At their most basic, esports are practices and communities of competitive video gaming - whether amateur or professional, in-person or virtual, hyper-local or globally distributed. There is nothing that categorically separates “esports” from “video games”; more than a static object, the term “esports” describes a way of interfacing with video games.

While most multiplayer video games include at least some component of PVP (player-versus-player) play, frameworks for competition which are shipped with a game itself are typically not considered to be esports. For example, League of Legends is almost entirely a multiplayer PVP game - all play is competitive. Despite this, one is generally not considered to be engaging in esports just by booting up League and playing against others online. A core component of esports play is the infrastructure which supports it, an infrastructure which is almost always external to the game itself.

These infrastructures sometimes (particularly in the early days of organized esports) grow up organically around a game. There are many games which became esports at some point after launch, despite this not being originally intended by the developers (such as Fortnite). Other games are developed with the express intention of supporting esports play (such as Supervive, a game combining battle royale and MOBA mechanics). In these cases, esports is “baked in” to the design of the game itself.
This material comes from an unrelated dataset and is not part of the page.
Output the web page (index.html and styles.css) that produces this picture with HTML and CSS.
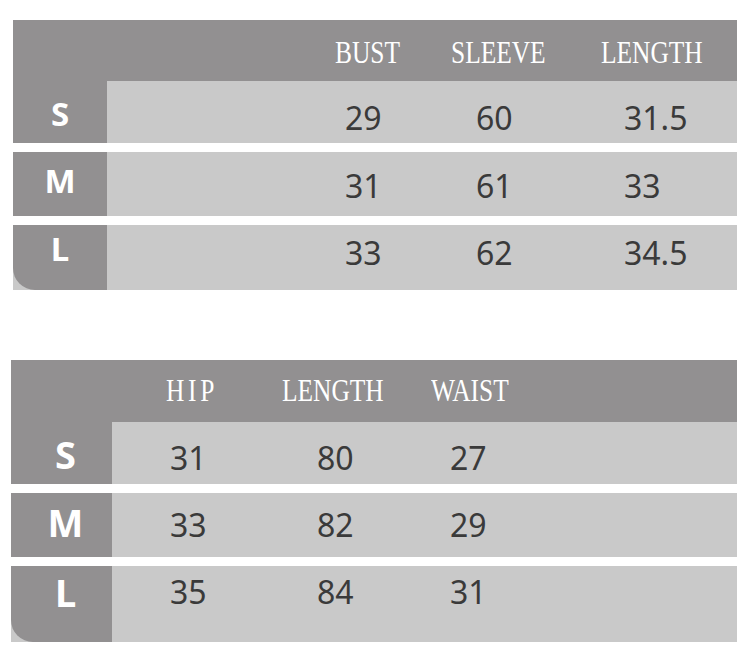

Recent developments in the esports scene have complicated the core assumption that all esports are video games, however. Chess, for example, is rapidly becoming a popular global esport and enjoys considerable popularity among esports fan communities - superstars like Magnus Carlson and Hikaru Nakamura are signed to esports organizations and play in competitions like the Esports World Cup for a prize pool of $1.5 million. Somewhat like esports like esports such as FC and F1, we can view the incorporate of chess into the world of esports as its bifurcation into analog and digital forms; in this instance, what makes chess an esport is not some ontologically fundamental property of the game itself but rather its occasional mediation through a computer.
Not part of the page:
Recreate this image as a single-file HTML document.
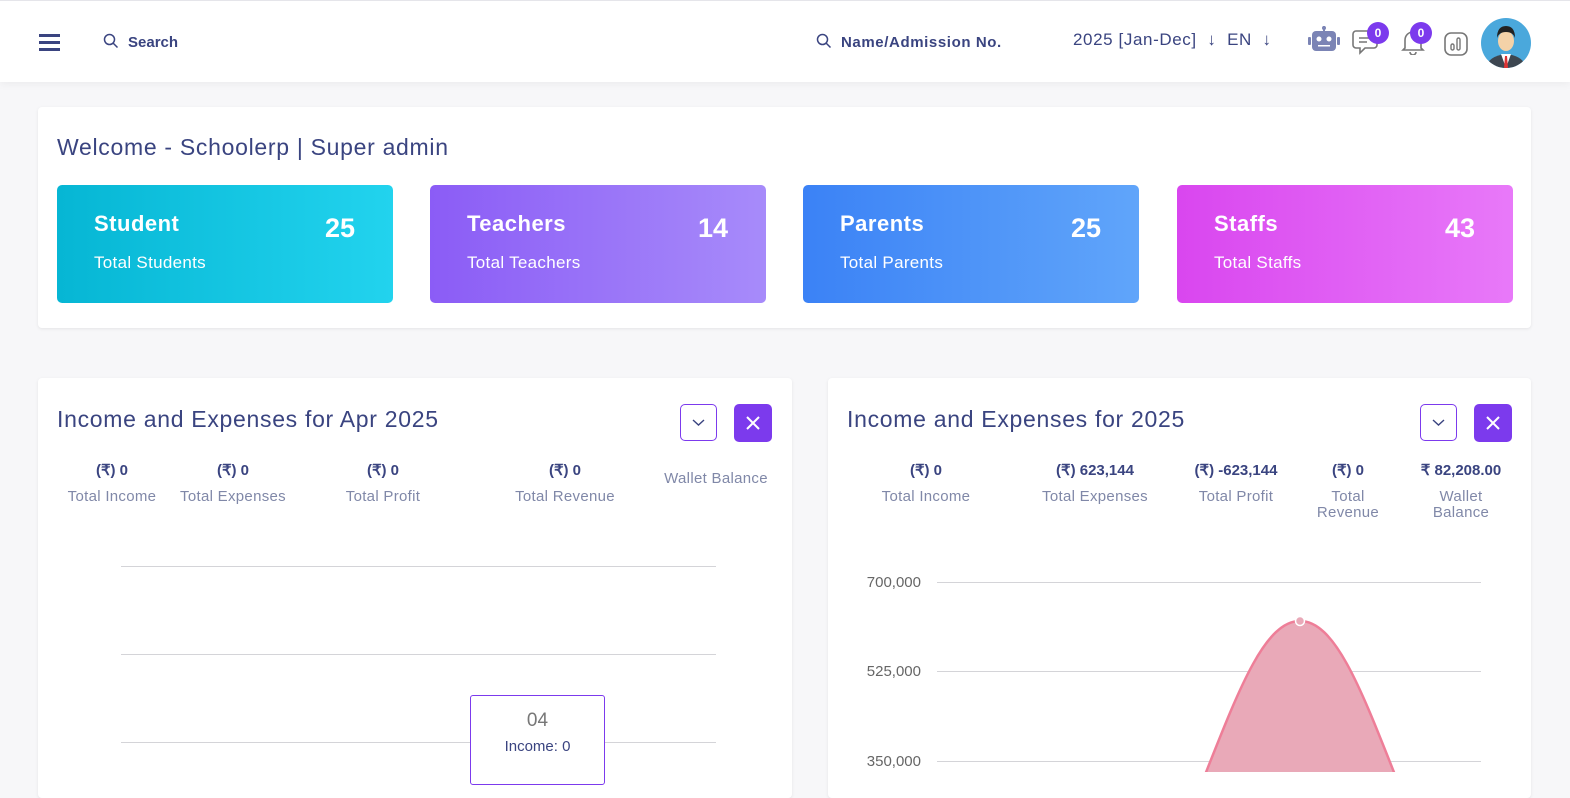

Similarly, sometimes it is esports play itself that turns something into a video game. Fringe esports such as Microsoft Excel esports and Wikipedia Esports take digital tools meant for private, non-performative use and adapt them to public competition. While such esports are, at their core, somewhat ironic, they attract broad viewerships and inspire intense training by their players - and, it should be noted, a layer of irony is present in all esports. Excel and Wikipedia are not intrinsically video games, but rather become something resembling them when the organizational and metagaming infrastructures of esports are layered on top of them.